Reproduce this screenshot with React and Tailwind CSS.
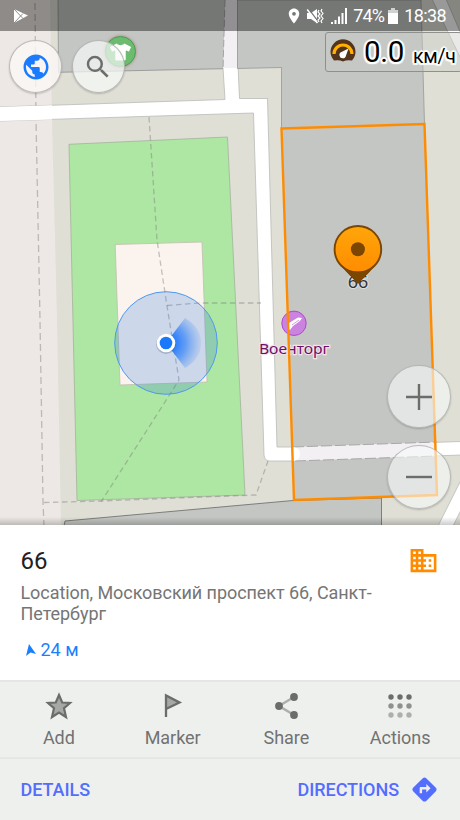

==

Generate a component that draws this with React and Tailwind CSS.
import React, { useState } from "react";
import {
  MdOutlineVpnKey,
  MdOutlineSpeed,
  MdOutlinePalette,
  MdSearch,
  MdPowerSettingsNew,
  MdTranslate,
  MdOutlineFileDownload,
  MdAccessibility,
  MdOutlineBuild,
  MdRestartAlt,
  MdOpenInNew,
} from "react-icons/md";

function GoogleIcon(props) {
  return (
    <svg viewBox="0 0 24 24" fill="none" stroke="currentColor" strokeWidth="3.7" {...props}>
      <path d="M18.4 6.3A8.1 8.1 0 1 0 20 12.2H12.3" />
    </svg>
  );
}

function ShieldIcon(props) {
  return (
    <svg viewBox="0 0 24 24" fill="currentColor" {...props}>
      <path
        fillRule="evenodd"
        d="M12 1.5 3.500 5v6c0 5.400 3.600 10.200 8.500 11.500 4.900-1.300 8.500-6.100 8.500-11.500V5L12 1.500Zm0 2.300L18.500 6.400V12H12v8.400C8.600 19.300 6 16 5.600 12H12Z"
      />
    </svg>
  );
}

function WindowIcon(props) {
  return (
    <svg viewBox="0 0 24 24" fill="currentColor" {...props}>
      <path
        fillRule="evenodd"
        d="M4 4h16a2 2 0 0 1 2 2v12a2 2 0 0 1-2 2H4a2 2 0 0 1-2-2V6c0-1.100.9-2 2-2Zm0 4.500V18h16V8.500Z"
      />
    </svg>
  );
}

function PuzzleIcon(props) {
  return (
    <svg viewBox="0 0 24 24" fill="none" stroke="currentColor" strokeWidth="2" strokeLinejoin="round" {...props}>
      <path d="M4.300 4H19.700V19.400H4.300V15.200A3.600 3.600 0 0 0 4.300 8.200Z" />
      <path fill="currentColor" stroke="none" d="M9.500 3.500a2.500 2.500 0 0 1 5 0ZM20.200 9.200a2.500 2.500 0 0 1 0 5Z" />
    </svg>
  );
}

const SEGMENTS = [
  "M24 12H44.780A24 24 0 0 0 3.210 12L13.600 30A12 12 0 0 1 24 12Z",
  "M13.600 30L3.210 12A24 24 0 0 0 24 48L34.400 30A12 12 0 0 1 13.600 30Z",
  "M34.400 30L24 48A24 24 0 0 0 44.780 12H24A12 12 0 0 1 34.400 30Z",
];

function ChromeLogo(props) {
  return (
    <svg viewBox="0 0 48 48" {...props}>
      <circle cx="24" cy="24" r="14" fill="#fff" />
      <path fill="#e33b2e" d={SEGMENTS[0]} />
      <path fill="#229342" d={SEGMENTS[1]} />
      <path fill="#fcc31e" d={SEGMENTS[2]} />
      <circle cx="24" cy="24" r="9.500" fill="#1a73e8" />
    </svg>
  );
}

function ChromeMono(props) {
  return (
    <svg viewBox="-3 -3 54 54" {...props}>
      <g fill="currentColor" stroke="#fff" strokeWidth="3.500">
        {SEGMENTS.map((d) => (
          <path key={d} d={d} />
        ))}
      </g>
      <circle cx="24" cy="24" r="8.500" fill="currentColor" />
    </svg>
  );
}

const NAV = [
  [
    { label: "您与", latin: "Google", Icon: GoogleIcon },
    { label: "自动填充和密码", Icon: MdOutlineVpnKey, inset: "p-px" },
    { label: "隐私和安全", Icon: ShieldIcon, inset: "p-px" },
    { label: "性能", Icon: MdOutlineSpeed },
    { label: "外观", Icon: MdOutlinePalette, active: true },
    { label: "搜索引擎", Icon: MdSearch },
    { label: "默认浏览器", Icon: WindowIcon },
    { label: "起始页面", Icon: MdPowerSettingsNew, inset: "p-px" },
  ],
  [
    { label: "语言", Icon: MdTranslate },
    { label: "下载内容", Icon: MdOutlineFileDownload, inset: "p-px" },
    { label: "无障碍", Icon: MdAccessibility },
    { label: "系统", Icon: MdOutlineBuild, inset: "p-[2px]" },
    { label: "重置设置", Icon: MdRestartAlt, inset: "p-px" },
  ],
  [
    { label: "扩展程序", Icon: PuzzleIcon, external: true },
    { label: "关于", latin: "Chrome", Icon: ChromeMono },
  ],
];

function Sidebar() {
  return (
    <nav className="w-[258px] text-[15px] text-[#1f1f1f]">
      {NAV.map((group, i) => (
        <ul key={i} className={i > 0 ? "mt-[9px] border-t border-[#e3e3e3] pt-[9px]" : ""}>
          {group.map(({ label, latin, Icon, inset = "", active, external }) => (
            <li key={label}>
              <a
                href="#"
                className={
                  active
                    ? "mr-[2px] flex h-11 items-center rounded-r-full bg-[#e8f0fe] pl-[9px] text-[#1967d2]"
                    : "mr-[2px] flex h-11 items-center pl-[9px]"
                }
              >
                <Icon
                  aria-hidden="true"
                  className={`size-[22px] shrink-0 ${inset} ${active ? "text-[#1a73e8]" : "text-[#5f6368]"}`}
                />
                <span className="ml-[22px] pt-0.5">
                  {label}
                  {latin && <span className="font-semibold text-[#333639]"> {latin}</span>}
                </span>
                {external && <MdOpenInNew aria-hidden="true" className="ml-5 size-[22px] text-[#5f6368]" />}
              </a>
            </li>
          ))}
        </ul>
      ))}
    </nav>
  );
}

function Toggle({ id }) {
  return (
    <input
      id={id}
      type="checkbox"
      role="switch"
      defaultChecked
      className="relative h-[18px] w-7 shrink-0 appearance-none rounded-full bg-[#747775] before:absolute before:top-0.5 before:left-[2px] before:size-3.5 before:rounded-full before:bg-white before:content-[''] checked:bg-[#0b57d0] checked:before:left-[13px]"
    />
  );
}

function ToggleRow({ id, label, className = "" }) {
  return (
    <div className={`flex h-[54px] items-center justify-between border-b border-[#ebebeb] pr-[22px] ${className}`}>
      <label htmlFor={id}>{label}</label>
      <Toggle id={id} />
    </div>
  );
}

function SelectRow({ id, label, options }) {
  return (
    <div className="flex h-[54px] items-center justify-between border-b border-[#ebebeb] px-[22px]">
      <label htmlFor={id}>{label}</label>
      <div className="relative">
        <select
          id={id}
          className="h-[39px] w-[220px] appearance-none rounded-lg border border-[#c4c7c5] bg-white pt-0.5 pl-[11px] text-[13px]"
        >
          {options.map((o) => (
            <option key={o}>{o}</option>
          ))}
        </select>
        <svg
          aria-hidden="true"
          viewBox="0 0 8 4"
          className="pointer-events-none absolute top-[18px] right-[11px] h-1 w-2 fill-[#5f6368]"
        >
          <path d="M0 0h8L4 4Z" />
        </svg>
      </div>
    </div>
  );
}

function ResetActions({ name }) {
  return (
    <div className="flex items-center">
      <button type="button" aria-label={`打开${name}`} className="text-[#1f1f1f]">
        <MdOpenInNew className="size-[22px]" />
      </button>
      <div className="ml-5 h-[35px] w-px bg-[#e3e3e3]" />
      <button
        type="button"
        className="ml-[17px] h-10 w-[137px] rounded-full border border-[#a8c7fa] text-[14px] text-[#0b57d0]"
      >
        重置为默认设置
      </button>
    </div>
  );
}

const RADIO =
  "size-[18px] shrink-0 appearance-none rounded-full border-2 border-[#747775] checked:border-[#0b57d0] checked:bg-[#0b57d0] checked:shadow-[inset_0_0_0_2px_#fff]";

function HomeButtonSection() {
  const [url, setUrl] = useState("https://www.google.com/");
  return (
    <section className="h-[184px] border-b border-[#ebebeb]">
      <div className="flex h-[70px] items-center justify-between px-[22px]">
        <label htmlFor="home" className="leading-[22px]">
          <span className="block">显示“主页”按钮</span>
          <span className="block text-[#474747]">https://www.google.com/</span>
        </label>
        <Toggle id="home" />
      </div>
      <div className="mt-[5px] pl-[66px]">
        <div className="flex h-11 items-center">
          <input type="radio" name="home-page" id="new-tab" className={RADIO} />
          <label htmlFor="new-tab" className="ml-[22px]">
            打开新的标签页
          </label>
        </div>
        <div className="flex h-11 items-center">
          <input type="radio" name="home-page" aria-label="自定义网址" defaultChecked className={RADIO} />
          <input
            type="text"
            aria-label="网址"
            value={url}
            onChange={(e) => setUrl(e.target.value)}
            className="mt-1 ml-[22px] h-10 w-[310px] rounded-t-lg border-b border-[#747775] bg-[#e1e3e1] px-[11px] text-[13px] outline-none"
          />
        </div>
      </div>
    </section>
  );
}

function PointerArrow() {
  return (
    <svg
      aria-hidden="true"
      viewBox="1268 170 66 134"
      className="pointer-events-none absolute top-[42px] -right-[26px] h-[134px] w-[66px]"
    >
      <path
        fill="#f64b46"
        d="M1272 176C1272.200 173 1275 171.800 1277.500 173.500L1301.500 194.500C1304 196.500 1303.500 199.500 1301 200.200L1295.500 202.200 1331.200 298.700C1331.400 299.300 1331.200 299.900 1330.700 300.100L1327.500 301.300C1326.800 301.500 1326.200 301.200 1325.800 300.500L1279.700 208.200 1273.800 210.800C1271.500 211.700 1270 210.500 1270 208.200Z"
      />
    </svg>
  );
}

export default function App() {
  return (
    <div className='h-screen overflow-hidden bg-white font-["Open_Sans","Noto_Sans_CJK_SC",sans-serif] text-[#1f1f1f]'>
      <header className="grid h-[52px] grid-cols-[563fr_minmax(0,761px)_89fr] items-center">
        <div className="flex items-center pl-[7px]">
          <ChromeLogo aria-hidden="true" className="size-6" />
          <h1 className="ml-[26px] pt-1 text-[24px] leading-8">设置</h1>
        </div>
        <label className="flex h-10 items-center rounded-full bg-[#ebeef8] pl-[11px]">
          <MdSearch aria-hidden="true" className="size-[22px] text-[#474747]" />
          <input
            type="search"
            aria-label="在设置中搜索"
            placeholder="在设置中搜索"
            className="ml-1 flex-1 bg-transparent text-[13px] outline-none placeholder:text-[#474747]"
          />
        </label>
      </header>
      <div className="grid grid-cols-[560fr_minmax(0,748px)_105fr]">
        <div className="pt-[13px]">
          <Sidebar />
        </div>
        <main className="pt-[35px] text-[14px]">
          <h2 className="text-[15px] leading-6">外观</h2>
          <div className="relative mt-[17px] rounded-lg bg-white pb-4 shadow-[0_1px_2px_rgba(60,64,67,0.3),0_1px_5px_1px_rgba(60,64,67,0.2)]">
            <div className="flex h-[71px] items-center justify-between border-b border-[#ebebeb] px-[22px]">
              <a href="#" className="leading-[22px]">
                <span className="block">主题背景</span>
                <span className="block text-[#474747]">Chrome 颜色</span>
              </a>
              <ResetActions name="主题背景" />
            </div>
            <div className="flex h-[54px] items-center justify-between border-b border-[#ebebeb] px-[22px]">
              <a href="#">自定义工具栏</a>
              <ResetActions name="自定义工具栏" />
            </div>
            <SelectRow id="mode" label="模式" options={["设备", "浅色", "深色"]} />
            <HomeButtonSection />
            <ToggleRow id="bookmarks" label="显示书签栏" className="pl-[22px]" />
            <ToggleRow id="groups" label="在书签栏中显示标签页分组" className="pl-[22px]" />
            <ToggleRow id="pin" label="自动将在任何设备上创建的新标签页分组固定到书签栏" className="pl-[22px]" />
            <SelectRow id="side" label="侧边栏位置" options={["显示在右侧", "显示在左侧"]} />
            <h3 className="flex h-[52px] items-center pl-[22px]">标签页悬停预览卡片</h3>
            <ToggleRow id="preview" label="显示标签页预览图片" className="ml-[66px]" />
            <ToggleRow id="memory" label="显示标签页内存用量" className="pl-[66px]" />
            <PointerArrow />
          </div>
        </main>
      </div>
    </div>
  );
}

== What is needed ==
Say the number of lines in the records above that include the string "Tailwind", and no more.

== Exercise output ==
2